The Interstate Commerce Commission responded to Western Pacific’s application to discontinue train 1 & 2, formerly called the Royal Gorge, by allowing the railroad to reduce it from daily to tri-weekly service. To provide this service, the railroad purchased two Rail Diesel Cars from the Budd Company. Although the train kept the numbers, 1 & 2, it was renamed the Zephyrette, which also happened to be the term used to describe the California Zephyr‘s on-board stewardesses.
Click image to download a 4.3-MB PDF of this 8-page timetable.
RDCs were able to stop and accelerate faster than the steam train they replaced, allowing Western Pacific to cut 40 minutes from the schedule of westbound train 1 and 90 minutes from eastbound train 2. They also cost less than half as much to operate as the steam train.
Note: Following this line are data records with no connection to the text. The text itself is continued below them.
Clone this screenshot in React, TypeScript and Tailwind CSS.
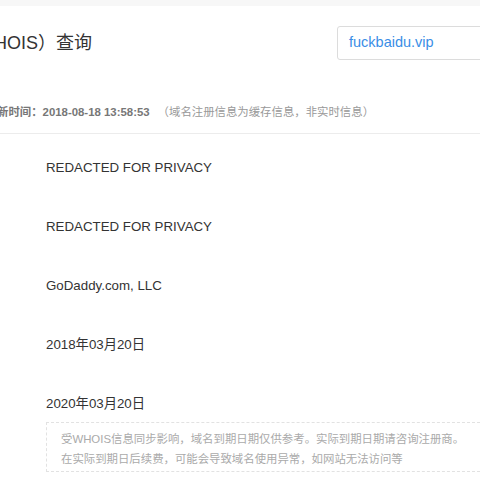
const rows = [
  'REDACTED FOR PRIVACY',
  'REDACTED FOR PRIVACY',
  'GoDaddy.com, LLC',
  '2018年03月20日',
  '2020年03月20日',
];

export default function App() {
  return (
    <div
      className="w-[480px] h-[480px] overflow-hidden bg-white"
      style={{ fontFamily: '"Liberation Sans", Arial, "Noto Sans CJK SC", sans-serif' }}
    >
      {/* top strip */}
      <div className="h-[6px] bg-[#f7f7f7]" />

      {/* header */}
      <div className="flex items-center justify-between h-[68px] pt-[6px]">
        <h1 className="-ml-[6px] text-[18px] text-[#333] font-normal whitespace-nowrap">HOIS）查询</h1>
        <div className="w-[150px] h-[34px] -mr-[7px] border border-[#dcdcdc] rounded-[3px] flex items-center pl-[11px]">
          <span className="text-[14.5px] text-[#3a8ee6]">fuckbaidu.vip</span>
        </div>
      </div>

      {/* update time */}
      <div className="h-[60px] border-b border-[#ececec] flex items-center pt-[18px] text-[11.4px] whitespace-nowrap">
        <span className="-ml-[3px] font-bold text-[#777]">新时间：2018-08-18 13:58:53</span>
        <span className="ml-[8px] text-[#999]">（域名注册信息为缓存信息，非实时信息）</span>
      </div>

      {/* rows */}
      <div className="pl-[46px] pt-[24px]">
        {rows.map((r, i) => (
          <div key={i} className="h-[59px] text-[13.3px] text-[#333] leading-[20px] whitespace-nowrap">
            {r}
          </div>
        ))}
        <div className="-mt-[31px] h-[50px] border border-dashed border-[#e2e2e2] border-r-0 pl-[14px] pt-[6px] text-[11.4px] leading-[20px] text-[#aaa] whitespace-nowrap">
          <div>受WHOIS信息同步影响，域名到期日期仅供参考。实际到期日期请咨询注册商。</div>
          <div>在实际到期日后续费，可能会导致域名使用异常，如网站无法访问等</div>
        </div>
      </div>
    </div>
  );
}
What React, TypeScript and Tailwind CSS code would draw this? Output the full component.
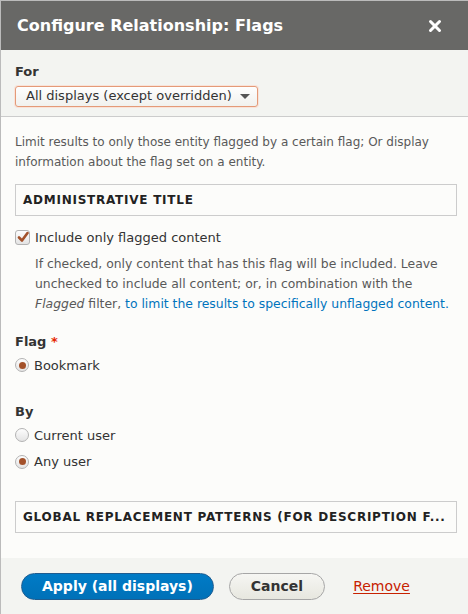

Although they operated only three days a week, two RDCs were needed because their 24-hour schedule didn’t leave enough time to service the car between trips and as scheduled the eastbound and westbound trips heavily overlapped.
Like yesterday’s timetable, this one makes no mention of the train’s consist or on-board services, which included no food service. However, during peak demand periods, the train sometimes included a baggage car and was pulled by an F3 locomotive. One on-line photo shows the train appearing to consist of three F3s (which seems like overkill), a heavyweight coach, and an RDC.
Several thoughts occur with regard to the seemingly overpowered Zephyrette:
1. The RDC had only a 360 or 400m HP engine IIRC, and normally they are MU’d when more than one car is being run. It could be that the RDC did not have enough horsepower to haul a heavyweight coach (approx. 60 tons) and maintain the schedule.
2. The added weight could also strain the RDC’s engine such that a breakdown might occur. The northern Nevada desert isn’t a place you want to be stranded.
3. The train with 3 E units could have been a run to reposition power to where it was needed, or to go back to its home base.